La multiplicidad de tonos y puntos de vista narrativa desde donde se construye la novela posibilitan la convivencia de dos voces: una en tercera persona que, como dije, tiene por cometido configurar la historia de cada personaje y otra en primera persona, asumida por Paula en esos monólogos  de tono confesional o por Germán a través de sus diarios, pero sobre todo, a través de la novela que vamos leyendo. Una novela autobiográfica que, según Germán fue sugerida por Mauro pensando inmortalizar a la “leona herida” que es Paula y que Serna entrega a sus lectores una vez que ha sabido atender la máxima flaubertiana de que el arte supremo de la novela es desaparecer detrás de los personajes.

 
     
  Notas  
     
 

(1)Fabio Morábito, “El valor de roncar”, en Grieta de fatiga, Tusquets, México, 2006, p. 11.

(2) Ídem. p. 23.

(3) Ibid., p. 24

(4) Loc. cit.

(5) Ídem. p. 25.

(6) Fabio Morábito, “Los búlgaros”, en Op. cit., pp. 120-121.

(7) Ídem, p. 124-125.

(8) Ibid., p. 126-127.

(9) Enrique Serna, Fruta verde, Planeta, México, 2006

(10) Ídem, p. 11.

 
     
  Bibliografía  
     
 

Directa
Morábito, F. (2006) Grieta de Fatiga, Tusques, México.

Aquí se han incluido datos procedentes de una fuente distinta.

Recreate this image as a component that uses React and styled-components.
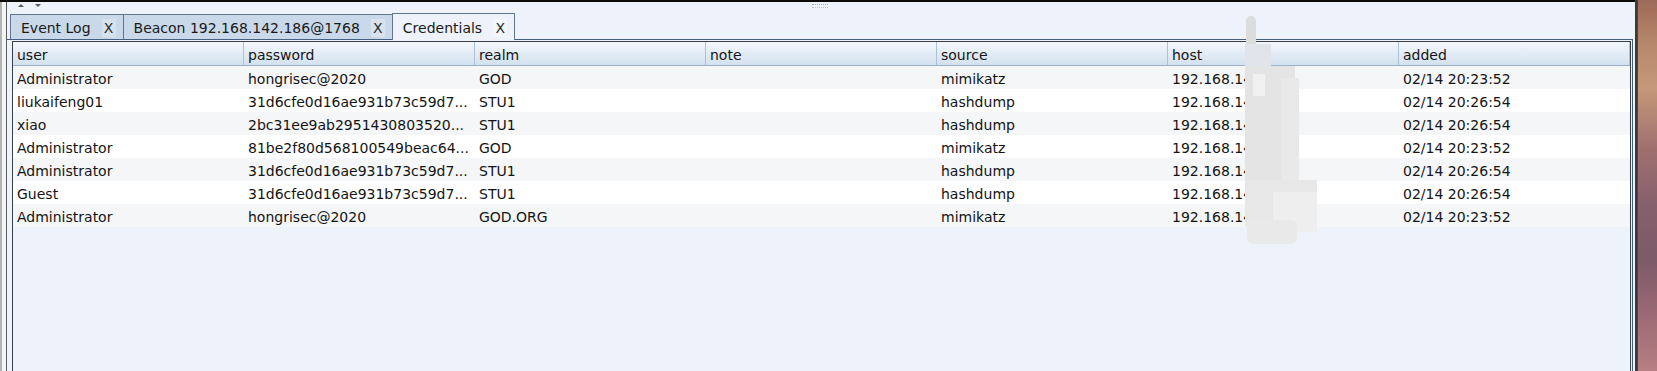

Serna, E. (2006) Fruta verde, Planeta, México.

Indirecta
Gapar, C. (1996) Escritura y metaficción, La casa de Bello, Caracas.

Genette, G. (2005)  Figuras V, trad. Ariel Dilon, Siglo XXI, México.

Jitrik, N. (2001) Temas de teoría. El trabajo crítico y la crítica literaria, Fontamara, México.

Reis, C. y A. C. M. Lopes. (2002) Diccionario de narratología, Almar, Salamanca, 2002.